Overall, I believe the crucial factor, severity of bias, is missing in this paper while it might significantly determine the observation in preventing models from learning debiased features.

[1] Bahng et al., Learning De-biased Representations with Biased Representations, ICML 2020
[2] Nam et al., Learning from Failure: Training Debiased Classifier from Biased Classifier, NeurIPS 2020
[3] Lee and Kim et al., Learning Debiased Representation via Disentangled Feature Augmentation, NeurIPS 2021

问题

See weakness.

审稿意见
3

This paper examines how spurious correlations affect deep neural networks and explores the role of data in mitigating their effects. The authors find that in simple reasoning tasks, increasing the data from the same distribution—while keeping the proportion of spurious features—helps the network learn invariant functions, thus reducing reliance on spurious correlations. However, in complex tasks like vision and language, simply adding more data can sometimes worsen spurious correlations due to sample diversity. To address this, the paper proposes a solution that helps overcome spurious correlations by sampling from data only with low early training errors. This approach offers insights into improving the reliability of neural networks in complex settings.

优点

  • This paper offers an interesting view on why neural networks are prone to spurious correlation. In short, there are two main reasons: one is that the sample size (of the training data) is too small and the other is that the sample is too noisy. In either case, it is difficult for the model to capture the invariance in data. This is interesting because it suggests that both data quantity and quality and important for training a robust model.
  • The paper is clearly written and easy to follow.

缺点

  • The results are not really surprising. It is known that over-parameterization can exacerbate spurious correlation [1]. In other words, having more data, which reduces over-parameterization, can help overcome spurious correlation. There is no real difference between having more/fewer parameters (as in [1]) and having fewer/more data (as in this work). Moreover, [1] has also shown that the opposite can happen too, i.e., fewer parameters (or more data) sometimes exacerbate spurious correlation. This is similar to the second main empirical observation of the paper presented in Section 5.
  • The explanation for why more data contribute to spurious correlation reliance is not well justified. The paper attributes this phenomenon to the complexity of the data distribution but lacks good arguments to back it up.
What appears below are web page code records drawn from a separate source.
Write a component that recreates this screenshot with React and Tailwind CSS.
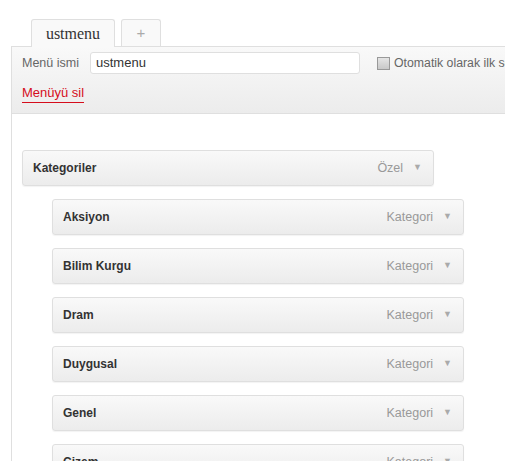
const items = ['Aksiyon', 'Bilim Kurgu', 'Dram', 'Duygusal', 'Genel', 'Çizem']

function MenuItem({ title, type, indent }) {
  return (
    <div
      className={`flex h-[36px] w-[412px] shrink-0 items-center justify-between rounded-[3px] border border-[#dfdfdf] bg-gradient-to-b from-[#f9f9f9] to-[#ececec] pl-[10px] pr-[11px] shadow-[0_1px_1px_rgba(0,0,0,0.05)] ${indent ? 'ml-[40px]' : 'ml-[10px]'}`}
    >
      <span className="text-[12px] font-bold text-[#333]">{title}</span>
      <span className="flex items-center gap-[10px] text-[12.5px] text-[#999]">
        {type}
        <span className="text-[9px] text-[#aaa]">▼</span>
      </span>
    </div>
  )
}

export default function App() {
  return (
    <div className="h-[461px] w-[505px] overflow-hidden bg-white font-['Liberation_Sans',Arial,sans-serif]">
      <div className="flex items-end gap-[6px] pl-[31px] pt-[19px]">
        <div className="-mb-px flex h-[28px] w-[84px] items-center justify-center rounded-t-[3px] border border-b-0 border-[#dfdfdf] bg-[#f9f9f9] font-['Liberation_Serif',serif] text-[16px] text-[#333]">
          ustmenu
        </div>
        <div className="flex h-[27px] w-[40px] items-center justify-center rounded-t-[3px] border border-b-0 border-[#dfdfdf] bg-[#f9f9f9] text-[15px] text-[#aaa]">
          +
        </div>
      </div>
      <div className="ml-[11px] border-l border-[#dfdfdf]">
        <div className="h-[68px] border-b border-t border-[#dfdfdf] bg-gradient-to-b from-[#f9f9f9] to-[#ececec] pl-[10px]">
          <div className="flex items-center whitespace-nowrap pt-[5px]">
            <span className="w-[68px] shrink-0 text-[12.5px] text-[#666]">Menü ismi</span>
            <div className="flex h-[22px] w-[270px] shrink-0 items-center rounded-[3px] border border-[#dfdfdf] bg-white pl-[5px] text-[13px] text-[#333]">
              ustmenu
            </div>
            <span className="ml-[17px] h-[13px] w-[13px] shrink-0 border border-[#999] bg-gradient-to-b from-[#e5e5e5] to-[#c8c8c8]" />
            <span className="ml-[4px] text-[12.3px] text-[#666]">Otomatik olarak ilk seviye sayfaları ekle</span>
          </div>
          <div className="pt-[6px]">
            <span className="border-b border-[#d50d1c] pb-[2px] text-[13px] text-[#d50d1c]">Menüyü sil</span>
          </div>
        </div>
        <div className="flex flex-col gap-[13px] pt-[36px]">
          <MenuItem title="Kategoriler" type="Özel" />
          {items.map((t) => (
            <MenuItem key={t} title={t} type="Kategori" indent />
          ))}
        </div>
      </div>
    </div>
  )
}
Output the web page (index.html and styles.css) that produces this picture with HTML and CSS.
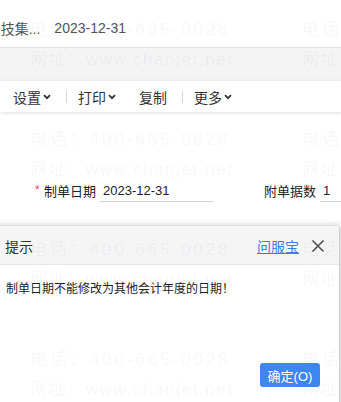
FILE: index.html
```html
<!DOCTYPE html>
<html lang="zh">
<head>
<meta charset="utf-8">
<link rel="stylesheet" href="styles.css">
</head>
<body>
<div class="page">
  <div class="topbar">
    <span class="crumb">-技集...</span>
    <span class="date">2023-12-31</span>
  </div>
  <div class="band"></div>
  <div class="toolbar">
    <span class="tool">设置<svg class="chev" width="8" height="6" viewBox="0 0 8 6"><path d="M1 1.2l3 3 3-3" fill="none" stroke="#333" stroke-width="1.8"/></svg></span>
    <span class="sep"></span>
    <span class="tool">打印<svg class="chev" width="8" height="6" viewBox="0 0 8 6"><path d="M1 1.2l3 3 3-3" fill="none" stroke="#333" stroke-width="1.8"/></svg></span>
    <span class="tool copy">复制</span>
    <span class="sep"></span>
    <span class="tool">更多<svg class="chev" width="8" height="6" viewBox="0 0 8 6"><path d="M1 1.2l3 3 3-3" fill="none" stroke="#333" stroke-width="1.8"/></svg></span>
  </div>
  <div class="form">
    <div class="field">
      <span class="req">*</span>
      <span class="label">制单日期</span>
      <span class="input date-input">2023-12-31</span>
    </div>
    <div class="field field2">
      <span class="label">附单据数</span>
      <span class="input num-input">1</span>
    </div>
  </div>
</div>

<div class="dialog">
  <div class="dlg-head">
    <span class="dlg-title">提示</span>
    <span class="dlg-link">问服宝</span>
    <svg class="dlg-close" width="14" height="14" viewBox="0 0 14 14"><path d="M1.5 1.5l11 11M12.5 1.5l-11 11" stroke="#555" stroke-width="1.7" fill="none"/></svg>
  </div>
  <div class="dlg-body">
    <p class="msg">制单日期不能修改为其他会计年度的日期！</p>
    <div class="dlg-foot"><button class="ok">确定(O)</button></div>
  </div>
</div>

<div class="watermark">
  <div class="wm"><div class="l1">电话：400-665-0028</div><div class="l2">网址：www.chanjet.net</div></div>
  <div class="wm"><div class="l1">电话：400-665-0028</div><div class="l2">网址：www.chanjet.net</div></div>
  <div class="wm"><div class="l1">电话：400-665-0028</div><div class="l2">网址：www.chanjet.net</div></div>
  <div class="wm"><div class="l1">电话：400-665-0028</div><div class="l2">网址：www.chanjet.net</div></div>
  <div class="wm"><div class="l1">电话：400-665-0028</div><div class="l2">网址：www.chanjet.net</div></div>
  <div class="wm"><div class="l1">电话：400-665-0028</div><div class="l2">网址：www.chanjet.net</div></div>
  <div class="wm"><div class="l1">电话：400-665-0028</div><div class="l2">网址：www.chanjet.net</div></div>
  <div class="wm"><div class="l1">电话：400-665-0028</div><div class="l2">网址：www.chanjet.net</div></div>
</div>
</body>
</html>
```
FILE: styles.css
```css
html, body {
  margin: 0;
  padding: 0;
  background: #fff;
  overflow: hidden;
}
body {
  width: 341px;
  height: 402px;
  position: relative;
  font-family: "Liberation Sans", "Noto Sans CJK SC", sans-serif;
  color: #333;
}
.page {
  display: flex;
  flex-direction: column;
  overflow: hidden;
}
.topbar {
  height: 48px;
  box-sizing: border-box;
  padding-top: 9px;
  display: flex;
  align-items: center;
  gap: 14px;
  font-size: 14px;
  color: #555;
  border-bottom: 1px solid #e2e2e2;
  white-space: nowrap;
}
.crumb {
  margin-left: -4px;
}
.band {
  height: 33px;
  background: #f4f4f4;
}
.toolbar {
  height: 31px;
  background: #fff;
  display: flex;
  align-items: center;
  padding-left: 13px;
  font-size: 14px;
  color: #333;
  box-shadow: 0 1px 4px rgba(0,0,0,0.13);
  position: relative;
  white-space: nowrap;
}
.tool {
  display: flex;
  align-items: center;
}
.chev {
  margin-left: 2px;
  margin-top: 1px;
}
.sep {
  width: 1px;
  height: 12px;
  background: #d6d6d6;
  margin: 0 11px 0 15px;
}
.copy {
  margin-left: 23px;
}
.form {
  height: 113px;
  display: flex;
  align-items: flex-start;
  padding-top: 68px;
  box-sizing: border-box;
  font-size: 13px;
  color: #222;
  white-space: nowrap;
}
.field {
  display: flex;
  align-items: center;
  margin-left: 35px;
  flex-shrink: 0;
  height: 20px;
}
.label {
  flex-shrink: 0;
}
.req {
  color: #e8497a;
  width: 9px;
  font-size: 12px;
}
.input {
  margin-left: 4px;
  padding-left: 3px;
  height: 20px;
  line-height: 20px;
  box-sizing: content-box;
  border-bottom: 1px solid #d2d2d2;
  position: relative;
  top: 1px;
  flex-shrink: 0;
}
.date-input {
  width: 110px;
}
.field2 {
  margin-left: 51px;
}
.num-input {
  width: 40px;
}

/* dialog (modal overlay) */
.dialog {
  position: absolute;
  left: -10px;
  top: 226px;
  width: 350px;
  height: 200px;
  background: #fff;
  border-radius: 4px;
  box-shadow: 0 0 6px rgba(0,0,0,0.28);
  border-right: 1px solid #cfcfcf;
  box-sizing: border-box;
  overflow: hidden;
  z-index: 2;
}
.dlg-head {
  height: 39px;
  background: #f5f5f5;
  border-bottom: 1px solid #e6e6e6;
  display: flex;
  align-items: center;
  padding-left: 15px;
  padding-top: 2px;
  box-sizing: border-box;
}
.dlg-title {
  font-size: 14px;
  color: #333;
  flex: 1;
}
.dlg-link {
  font-size: 14px;
  color: #3b7de6;
  text-decoration: underline;
}
.dlg-close {
  margin-left: 12px;
  margin-right: 14px;
}
.dlg-body {
  padding: 0 0 0 16px;
}
.msg {
  margin: 16px 0 0;
  font-size: 12px;
  line-height: 16px;
  color: #222;
}
.dlg-foot {
  display: flex;
  justify-content: flex-end;
  padding-right: 19px;
  margin-top: 66px;
}
.ok {
  width: 60px;
  height: 24px;
  border: none;
  border-radius: 3px;
  background: #3c87f0;
  color: #fff;
  font-family: "Liberation Sans", "Noto Sans CJK SC", sans-serif;
  font-size: 13px;
  padding: 0;
}

/* watermark overlay */
.watermark {
  position: absolute;
  left: 30px;
  top: 15px;
  display: grid;
  grid-template-columns: 272px 272px;
  grid-auto-rows: 110px;
  pointer-events: none;
  z-index: 5;
  font-size: 17px;
  line-height: 30px;
  color: rgba(0,0,0,0.05);
  white-space: nowrap;
}
.l1 {
  letter-spacing: 2.9px;
}
.l2 {
  letter-spacing: 1.6px;
}
```
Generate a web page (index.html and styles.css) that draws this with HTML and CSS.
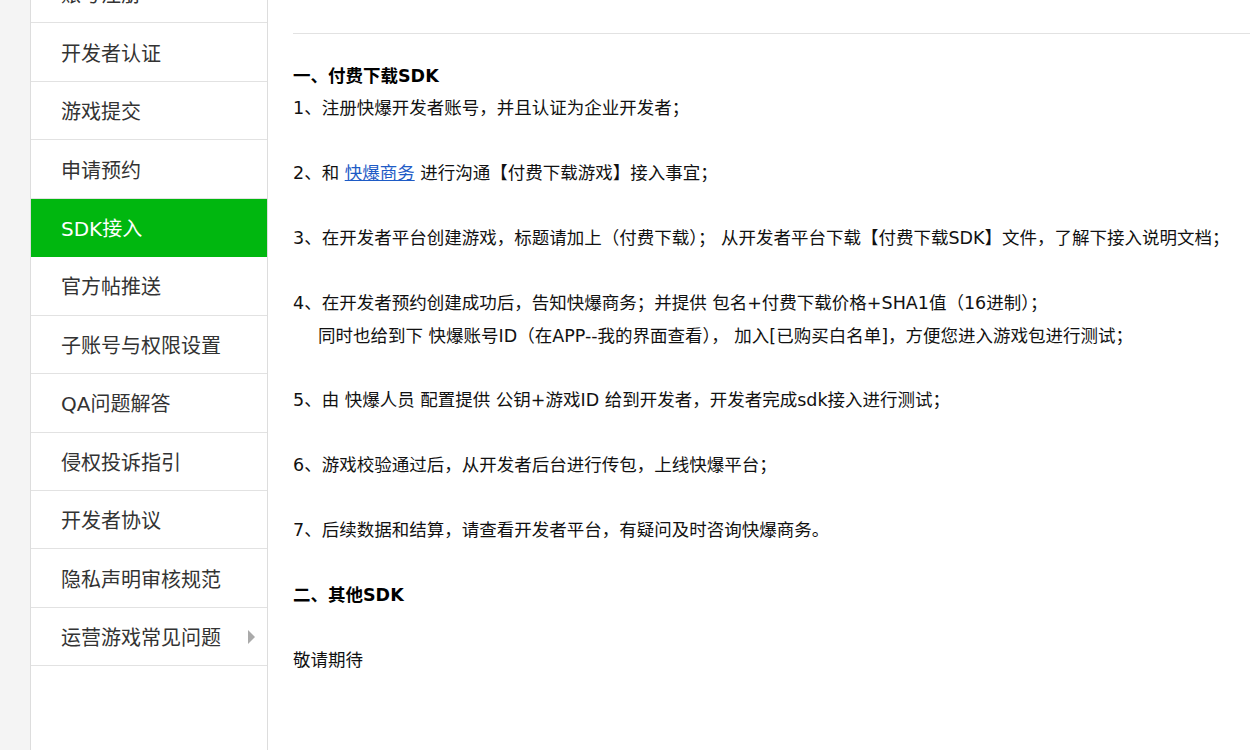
FILE: index.html
```html
<!DOCTYPE html>
<html lang="zh-CN">
<head>
    <meta charset="UTF-8">
    <meta name="viewport" content="width=device-width, initial-scale=1.0">
    <title>SDK接入 - 快爆开发者平台</title>
    <link rel="stylesheet" href="styles.css">
</head>
<body>
    <div class="page">
        <div class="gutter"></div>

        <ul class="side-nav">
            <li class="nav-item">账号注册</li>
            <li class="nav-item">开发者认证</li>
            <li class="nav-item">游戏提交</li>
            <li class="nav-item">申请预约</li>
            <li class="nav-item active">SDK接入</li>
            <li class="nav-item">官方帖推送</li>
            <li class="nav-item">子账号与权限设置</li>
            <li class="nav-item">QA问题解答</li>
            <li class="nav-item">侵权投诉指引</li>
            <li class="nav-item">开发者协议</li>
            <li class="nav-item">隐私声明审核规范</li>
            <li class="nav-item has-sub">运营游戏常见问题 <span class="arrow"></span></li>
        </ul>

        <div class="content">
            <div class="divider"></div>

            <div class="article">
                <p class="title first">一、付费下载SDK</p>
                <p>1、注册快爆开发者账号，并且认证为企业开发者；</p>
                <p>2、和 <a href="#">快爆商务</a> 进行沟通【付费下载游戏】接入事宜；</p>
                <p>3、在开发者平台创建游戏，标题请加上（付费下载）； 从开发者平台下载【付费下载SDK】文件，了解下接入说明文档；</p>
                <p>4、在开发者预约创建成功后，告知快爆商务；并提供 包名+付费下载价格+SHA1值（16进制）；<br>
                    <span class="indent">同时也给到下 快爆账号ID（在APP--我的界面查看）， 加入[已购买白名单]，方便您进入游戏包进行测试；</span></p>
                <p>5、由 快爆人员 配置提供 公钥+游戏ID 给到开发者，开发者完成sdk接入进行测试；</p>
                <p>6、游戏校验通过后，从开发者后台进行传包，上线快爆平台；</p>
                <p>7、后续数据和结算，请查看开发者平台，有疑问及时咨询快爆商务。</p>
                <p class="title">二、其他SDK</p>
                <p>敬请期待</p>
            </div>
        </div>
    </div>
</body>
</html>
```

FILE: styles.css
```css
* {
    margin: 0;
    padding: 0;
    box-sizing: border-box;
}

html, body {
    height: 100%;
    overflow: hidden;
}

body {
    font-family: 'DejaVu Sans', 'Noto Sans CJK SC', sans-serif;
    background: #fff;
    color: #111;
}

/* page is shown scrolled down a little */
.page {
    display: flex;
    margin-top: -35px;
    min-height: calc(100vh + 35px);
}

.gutter {
    width: 30px;
    flex-shrink: 0;
    background: #f4f4f4;
}

.side-nav {
    list-style: none;
    width: 238px;
    flex-shrink: 0;
    border-left: 1px solid #ddd;
    border-right: 1px solid #ddd;
    background: #fff;
}

.nav-item {
    height: 58.45px;
    border-bottom: 1px solid #e2e2e2;
    padding: 0 12px 0 30px;
    display: flex;
    align-items: center;
    justify-content: space-between;
    font-size: 20px;
    color: #333;
    cursor: pointer;
}

.nav-item.active {
    background: #00b70f;
    color: #fff;
    border-bottom-color: #00b70f;
}

.arrow {
    width: 0;
    height: 0;
    border-top: 7px solid transparent;
    border-bottom: 7px solid transparent;
    border-left: 7px solid #aaa;
}

.content {
    flex: 1;
    padding-left: 25px;
    padding-top: 68px;
}

.divider {
    height: 1px;
    background: #e2e2e2;
}

.article {
    padding-top: 26px;
    font-size: 17.5px;
    line-height: 32.45px;
}

.article p {
    margin-bottom: 32.45px;
    white-space: nowrap;
}

.article p.first {
    margin-bottom: 0;
}

.article .title {
    font-weight: bold;
    color: #000;
}

.article a {
    color: #1e5bc6;
    text-decoration: underline;
}

.indent {
    padding-left: 25px;
}
```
The explanation essentially says that data sampled from complex distributions are of high variance and thus it is difficult for a network to capture the invariant features from the data. However, this still does not explain why adding more data makes it even harder for the network to learn correctly.
  • The empirical evidence presented in the paper is not compelling. First of all, one would expect more extensive and rigorous experiments to support general claims like “invariance starvation hypothesis”. The experiments only involve two synthetic reasoning tasks, one vision task, and one language task. They are conducted on only a very limited amount of different architectures and hyperparameter settings. Second, there are too many variables between the two sets of experiments (reasoning vs. vision & language) to clearly demonstrate the impact of the complexity of the data distribution.
  • Many experiment details are unclear. Were all the networks trained until convergence? What is the training/mean accuracy of the models corresponding to the reported test/worst-group accuracy (in Figure 6)? Lines 314-316 suggest that some hyperparameter tuning was performed, but this seems to contradict the training details (Section 5.2) which involve a fixed set of hyperparameters. How exactly were the hyperparameters tuned? Was there any early stop based on validation accuracy?

[1] Sagawa, Shiori, et al. "An investigation of why overparameterization exacerbates spurious correlations." International Conference on Machine Learning. PMLR, 2020.

问题

Please see the weaknesses.

撤稿通知

We thank the reviewer for their comments.